- THE TASK
Make an exact copy of the data below, leaving out every picture.

- DATA EXTRACT
======

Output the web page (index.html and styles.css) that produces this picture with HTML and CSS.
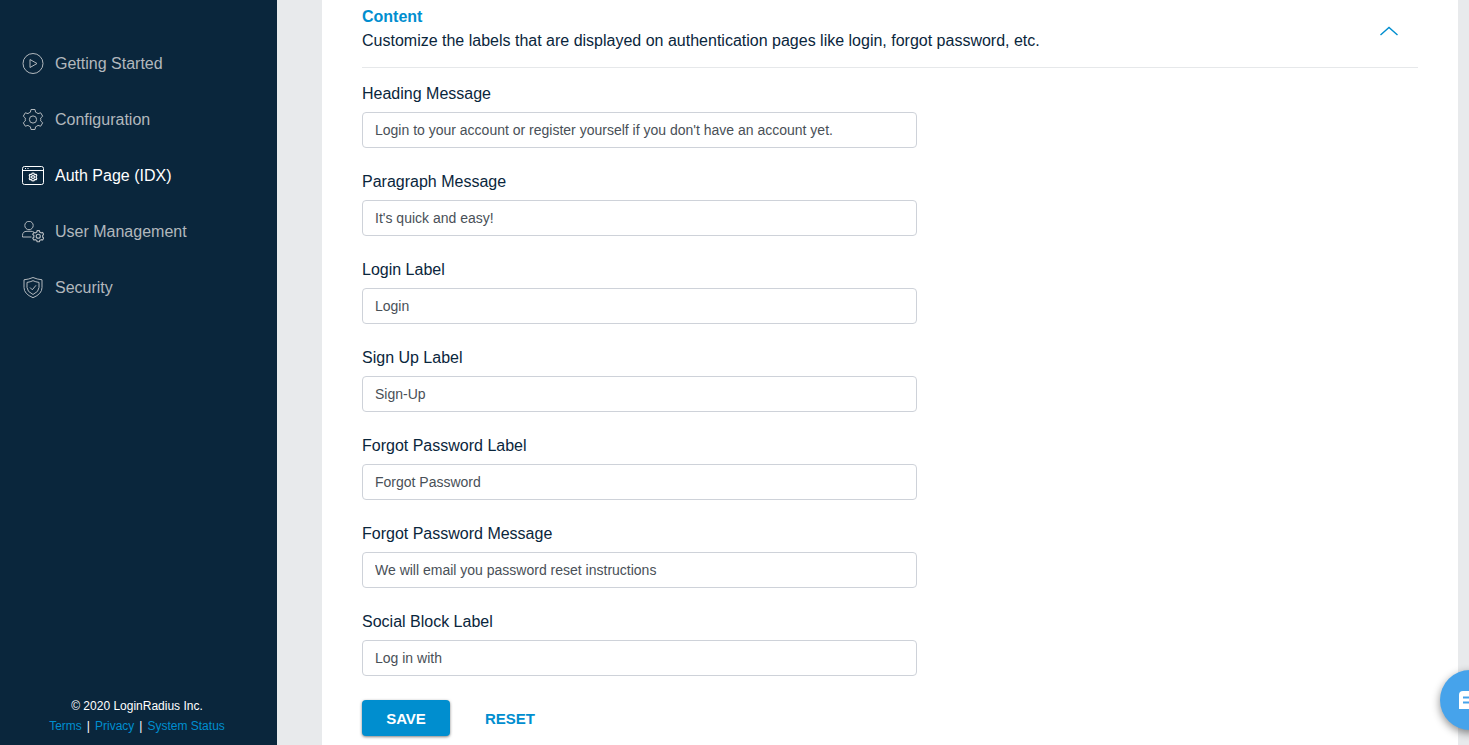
FILE: index.html
```html
<!DOCTYPE html>
<html lang="en">
<head>
<meta charset="utf-8">
<title>Auth Page (IDX)</title>
<link rel="stylesheet" href="styles.css">
</head>
<body>
<svg class="sprite" aria-hidden="true">
  <symbol id="gear" viewBox="-11 -11 22 22">
    <path d="M-2-10H2L2.6-7.3Q3.9-6.8 5-5.9L7.7-6.7 9.7-3.3 7.6-1.4Q7.9 0 7.6 1.4L9.7 3.3 7.7 6.7 5 5.9Q3.9 6.8 2.6 7.3L2 10H-2L-2.6 7.3Q-3.9 6.8-5 5.9L-7.7 6.7-9.7 3.3-7.6 1.4Q-7.9 0-7.6-1.4L-9.7-3.3-7.7-6.7-5-5.9Q-3.9-6.8-2.6-7.3Z"/>
    <circle r="3.6"/>
  </symbol>
</svg>
<div class="layout">
  <aside class="sidebar">
    <nav class="nav">
      <a class="nav-item" href="#">
        <svg class="icon" viewBox="0 0 22 22"><circle cx="11" cy="10.5" r="10"/><path d="M8 6.5V14.5L15 10.5Z"/></svg>
        Getting Started
      </a>
      <a class="nav-item" href="#">
        <svg class="icon" viewBox="0 0 22 22"><use href="#gear" y="-.5" width="22" height="22"/></svg>
        Configuration
      </a>
      <a class="nav-item active" href="#" aria-current="page">
        <svg class="icon" viewBox="0 0 22 22"><rect x=".5" y="1.5" width="21" height="18" rx="2"/><path d="M.5 5.5H21.5M3 3.5H4M5.5 3.5H6.5"/><use class="small-gear bold" href="#gear" x="6.5" y="7.5" width="9" height="9"/></svg>
        Auth Page (IDX)
      </a>
      <a class="nav-item" href="#">
        <svg class="icon" viewBox="0 0 22 22"><circle cx="7" cy="4.5" r="4.2"/><path d="M9.5 16H.5V14.5Q.5 10.3 5 10.3H9Q10.7 10.3 11.8 11"/><use class="small-gear" href="#gear" x="10" y="9" width="12.5" height="12.5"/></svg>
        User Management
      </a>
      <a class="nav-item" href="#">
        <svg class="icon" viewBox="0 0 22 22"><path d="M11 .5Q7 2.3 2 2.8V10.5Q2 17 11 20.7Q20 17 20 10.5V2.8Q15 2.3 11 .5Z"/><path d="M11 3.7Q8.3 5 5 5.4V10.5Q5 14.7 11 17.5Q17 14.7 17 10.5V5.4Q13.7 5 11 3.7Z"/><path d="M8 10.5 10.3 12.8 14 8.3"/></svg>
        Security
      </a>
    </nav>
    <footer class="legal">
      <div>© 2020 LoginRadius Inc.</div>
      <div class="legal-links"><a href="#">Terms</a><span>|</span><a href="#">Privacy</a><span>|</span><a href="#">System Status</a></div>
    </footer>
  </aside>
  <main class="main">
    <section class="card">
      <header class="card-header">
        <div>
          <h2 class="title">Content</h2>
          <p class="description">Customize the labels that are displayed on authentication pages like login, forgot password, etc.</p>
        </div>
        <button class="collapse" type="button" aria-label="Collapse"><svg viewBox="0 0 20 12"><path d="M1.5 10 10 2.5 18.5 10"/></svg></button>
      </header>
      <form class="form">
        <div class="field"><label for="heading">Heading Message</label><input id="heading" type="text" value="Login to your account or register yourself if you don't have an account yet."></div>
        <div class="field"><label for="paragraph">Paragraph Message</label><input id="paragraph" type="text" value="It's quick and easy!"></div>
        <div class="field"><label for="login">Login Label</label><input id="login" type="text" value="Login"></div>
        <div class="field"><label for="signup">Sign Up Label</label><input id="signup" type="text" value="Sign-Up"></div>
        <div class="field"><label for="forgot">Forgot Password Label</label><input id="forgot" type="text" value="Forgot Password"></div>
        <div class="field"><label for="forgot-message">Forgot Password Message</label><input id="forgot-message" type="text" value="We will email you password reset instructions"></div>
        <div class="field"><label for="social">Social Block Label</label><input id="social" type="text" value="Log in with"></div>
        <div class="actions"><button class="save" type="button">SAVE</button><button class="reset" type="button">RESET</button></div>
      </form>
    </section>
  </main>
</div>
<button class="chat" type="button" aria-label="Open chat">
  <svg viewBox="0 0 24 24"><path class="bubble" d="M5 3H19Q23 3 23 7V21H1V7Q1 3 5 3Z"/><path class="lines" d="M5 9.5H19M5 14.5H19"/></svg>
</button>
</body>
</html>
```

FILE: styles.css
```css
* { box-sizing: border-box; }
body {
  margin: 0;
  overflow: hidden;
  background: #e8eaec;
  color: #0a263c;
  font: 16px/24px "Liberation Sans", Arial, sans-serif;
}
a { color: #008ecf; text-decoration: none; }
button, input { font-family: inherit; }
.sprite { position: absolute; width: 0; height: 0; }
.layout { display: flex; min-height: 100vh; }
.sidebar {
  display: flex;
  flex-direction: column;
  justify-content: space-between;
  flex: 0 0 277px;
  padding: 36px 0 9px;
  background: #0a263c;
}
.nav { display: flex; flex-direction: column; }
.nav-item {
  display: flex;
  align-items: center;
  gap: 11px;
  height: 56px;
  padding-left: 22px;
  color: #b2b8bd;
}
.nav-item.active { color: #fff; }
.icon {
  width: 22px;
  height: 22px;
  fill: none;
  stroke: currentColor;
  stroke-width: 1;
  stroke-linejoin: round;
}
.small-gear { stroke-width: 2; }
.bold { stroke-width: 3; }
.legal {
  padding-right: 3px;
  color: #fff;
  font-size: 12px;
  line-height: 20px;
  text-align: center;
}
.legal-links { display: flex; justify-content: center; gap: 5px; }
.main { flex: 1; padding: 0 11px 0 45px; }
.card { min-height: 100%; padding: 5px 40px 8px; background: #fff; }
.card-header {
  display: flex;
  justify-content: space-between;
  align-items: center;
  padding: 0 19px 14px 0;
  border-bottom: 1px solid #e6e8ea;
}
.title, .description { margin: 0; }
.title { color: #008ecf; font-size: 16px; }
.collapse { padding: 4px 0 0; border: 0; background: none; }
.collapse svg {
  display: block;
  width: 20px;
  height: 12px;
  fill: none;
  stroke: #008ecf;
  stroke-width: 1.4;
}
.form {
  display: flex;
  flex-direction: column;
  gap: 22px;
  max-width: 555px;
  padding-top: 14px;
}
.field { display: flex; flex-direction: column; gap: 6px; }
.field input {
  width: 100%;
  height: 36px;
  padding: 0 12px;
  border: 1px solid #ced2d9;
  border-radius: 4px;
  background: #fff;
  color: #495057;
  font-size: 14px;
}
.actions { display: flex; gap: 35px; padding-top: 2px; }
.actions button {
  height: 36px;
  border: 0;
  border-radius: 4px;
  font-size: 15px;
  font-weight: bold;
}
.save {
  width: 88px;
  background: #008ecf;
  color: #fff;
  box-shadow: 0 1px 3px rgba(0, 0, 0, .5);
}
.actions .reset { padding: 0; background: none; color: #008ecf; }
.chat {
  position: fixed;
  right: -31px;
  bottom: 15px;
  display: grid;
  place-items: center;
  width: 60px;
  height: 60px;
  padding: 0;
  border: 0;
  border-radius: 50%;
  background: #46a3eb;
  box-shadow: 0 3px 8px rgba(0, 0, 0, .45);
}
.chat svg { width: 24px; height: 24px; }
.bubble { fill: #fff; }
.lines { fill: none; stroke: #46a3eb; stroke-width: 2; }
```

======

- TASK ANSWER
Output the web page (index.html and styles.css) that produces this picture with HTML and CSS.
FILE: index.html
```html
<!DOCTYPE html>
<html lang="en">
<head>
<meta charset="utf-8">
<title>Auth Page (IDX)</title>
<link rel="stylesheet" href="styles.css">
</head>
<body>
<svg class="sprite" aria-hidden="true">
  <symbol id="gear" viewBox="-11 -11 22 22">
    <path d="M-2-10H2L2.6-7.3Q3.9-6.8 5-5.9L7.7-6.7 9.7-3.3 7.6-1.4Q7.9 0 7.6 1.4L9.7 3.3 7.7 6.7 5 5.9Q3.9 6.8 2.6 7.3L2 10H-2L-2.6 7.3Q-3.9 6.8-5 5.9L-7.7 6.7-9.7 3.3-7.6 1.4Q-7.9 0-7.6-1.4L-9.7-3.3-7.7-6.7-5-5.9Q-3.9-6.8-2.6-7.3Z"/>
    <circle r="3.6"/>
  </symbol>
</svg>
<div class="layout">
  <aside class="sidebar">
    <nav class="nav">
      <a class="nav-item" href="#">
        <svg class="icon" viewBox="0 0 22 22"><circle cx="11" cy="10.5" r="10"/><path d="M8 6.5V14.5L15 10.5Z"/></svg>
        Getting Started
      </a>
      <a class="nav-item" href="#">
        <svg class="icon" viewBox="0 0 22 22"><use href="#gear" y="-.5" width="22" height="22"/></svg>
        Configuration
      </a>
      <a class="nav-item active" href="#" aria-current="page">
        <svg class="icon" viewBox="0 0 22 22"><rect x=".5" y="1.5" width="21" height="18" rx="2"/><path d="M.5 5.5H21.5M3 3.5H4M5.5 3.5H6.5"/><use class="small-gear bold" href="#gear" x="6.5" y="7.5" width="9" height="9"/></svg>
        Auth Page (IDX)
      </a>
      <a class="nav-item" href="#">
        <svg class="icon" viewBox="0 0 22 22"><circle cx="7" cy="4.5" r="4.2"/><path d="M9.5 16H.5V14.5Q.5 10.3 5 10.3H9Q10.7 10.3 11.8 11"/><use class="small-gear" href="#gear" x="10" y="9" width="12.5" height="12.5"/></svg>
        User Management
      </a>
      <a class="nav-item" href="#">
        <svg class="icon" viewBox="0 0 22 22"><path d="M11 .5Q7 2.3 2 2.8V10.5Q2 17 11 20.7Q20 17 20 10.5V2.8Q15 2.3 11 .5Z"/><path d="M11 3.7Q8.3 5 5 5.4V10.5Q5 14.7 11 17.5Q17 14.7 17 10.5V5.4Q13.7 5 11 3.7Z"/><path d="M8 10.5 10.3 12.8 14 8.3"/></svg>
        Security
      </a>
    </nav>
    <footer class="legal">
      <div>© 2020 LoginRadius Inc.</div>
      <div class="legal-links"><a href="#">Terms</a><span>|</span><a href="#">Privacy</a><span>|</span><a href="#">System Status</a></div>
    </footer>
  </aside>
  <main class="main">
    <section class="card">
      <header class="card-header">
        <div>
          <h2 class="title">Content</h2>
          <p class="description">Customize the labels that are displayed on authentication pages like login, forgot password, etc.</p>
        </div>
        <button class="collapse" type="button" aria-label="Collapse"><svg viewBox="0 0 20 12"><path d="M1.5 10 10 2.5 18.5 10"/></svg></button>
      </header>
      <form class="form">
        <div class="field"><label for="heading">Heading Message</label><input id="heading" type="text" value="Login to your account or register yourself if you don't have an account yet."></div>
        <div class="field"><label for="paragraph">Paragraph Message</label><input id="paragraph" type="text" value="It's quick and easy!"></div>
        <div class="field"><label for="login">Login Label</label><input id="login" type="text" value="Login"></div>
        <div class="field"><label for="signup">Sign Up Label</label><input id="signup" type="text" value="Sign-Up"></div>
        <div class="field"><label for="forgot">Forgot Password Label</label><input id="forgot" type="text" value="Forgot Password"></div>
        <div class="field"><label for="forgot-message">Forgot Password Message</label><input id="forgot-message" type="text" value="We will email you password reset instructions"></div>
        <div class="field"><label for="social">Social Block Label</label><input id="social" type="text" value="Log in with"></div>
        <div class="actions"><button class="save" type="button">SAVE</button><button class="reset" type="button">RESET</button></div>
      </form>
    </section>
  </main>
</div>
<button class="chat" type="button" aria-label="Open chat">
  <svg viewBox="0 0 24 24"><path class="bubble" d="M5 3H19Q23 3 23 7V21H1V7Q1 3 5 3Z"/><path class="lines" d="M5 9.5H19M5 14.5H19"/></svg>
</button>
</body>
</html>
```

FILE: styles.css
```css
* { box-sizing: border-box; }
body {
  margin: 0;
  overflow: hidden;
  background: #e8eaec;
  color: #0a263c;
  font: 16px/24px "Liberation Sans", Arial, sans-serif;
}
a { color: #008ecf; text-decoration: none; }
button, input { font-family: inherit; }
.sprite { position: absolute; width: 0; height: 0; }
.layout { display: flex; min-height: 100vh; }
.sidebar {
  display: flex;
  flex-direction: column;
  justify-content: space-between;
  flex: 0 0 277px;
  padding: 36px 0 9px;
  background: #0a263c;
}
.nav { display: flex; flex-direction: column; }
.nav-item {
  display: flex;
  align-items: center;
  gap: 11px;
  height: 56px;
  padding-left: 22px;
  color: #b2b8bd;
}
.nav-item.active { color: #fff; }
.icon {
  width: 22px;
  height: 22px;
  fill: none;
  stroke: currentColor;
  stroke-width: 1;
  stroke-linejoin: round;
}
.small-gear { stroke-width: 2; }
.bold { stroke-width: 3; }
.legal {
  padding-right: 3px;
  color: #fff;
  font-size: 12px;
  line-height: 20px;
  text-align: center;
}
.legal-links { display: flex; justify-content: center; gap: 5px; }
.main { flex: 1; padding: 0 11px 0 45px; }
.card { min-height: 100%; padding: 5px 40px 8px; background: #fff; }
.card-header {
  display: flex;
  justify-content: space-between;
  align-items: center;
  padding: 0 19px 14px 0;
  border-bottom: 1px solid #e6e8ea;
}
.title, .description { margin: 0; }
.title { color: #008ecf; font-size: 16px; }
.collapse { padding: 4px 0 0; border: 0; background: none; }
.collapse svg {
  display: block;
  width: 20px;
  height: 12px;
  fill: none;
  stroke: #008ecf;
  stroke-width: 1.4;
}
.form {
  display: flex;
  flex-direction: column;
  gap: 22px;
  max-width: 555px;
  padding-top: 14px;
}
.field { display: flex; flex-direction: column; gap: 6px; }
.field input {
  width: 100%;
  height: 36px;
  padding: 0 12px;
  border: 1px solid #ced2d9;
  border-radius: 4px;
  background: #fff;
  color: #495057;
  font-size: 14px;
}
.actions { display: flex; gap: 35px; padding-top: 2px; }
.actions button {
  height: 36px;
  border: 0;
  border-radius: 4px;
  font-size: 15px;
  font-weight: bold;
}
.save {
  width: 88px;
  background: #008ecf;
  color: #fff;
  box-shadow: 0 1px 3px rgba(0, 0, 0, .5);
}
.actions .reset { padding: 0; background: none; color: #008ecf; }
.chat {
  position: fixed;
  right: -31px;
  bottom: 15px;
  display: grid;
  place-items: center;
  width: 60px;
  height: 60px;
  padding: 0;
  border: 0;
  border-radius: 50%;
  background: #46a3eb;
  box-shadow: 0 3px 8px rgba(0, 0, 0, .45);
}
.chat svg { width: 24px; height: 24px; }
.bubble { fill: #fff; }
.lines { fill: none; stroke: #46a3eb; stroke-width: 2; }
```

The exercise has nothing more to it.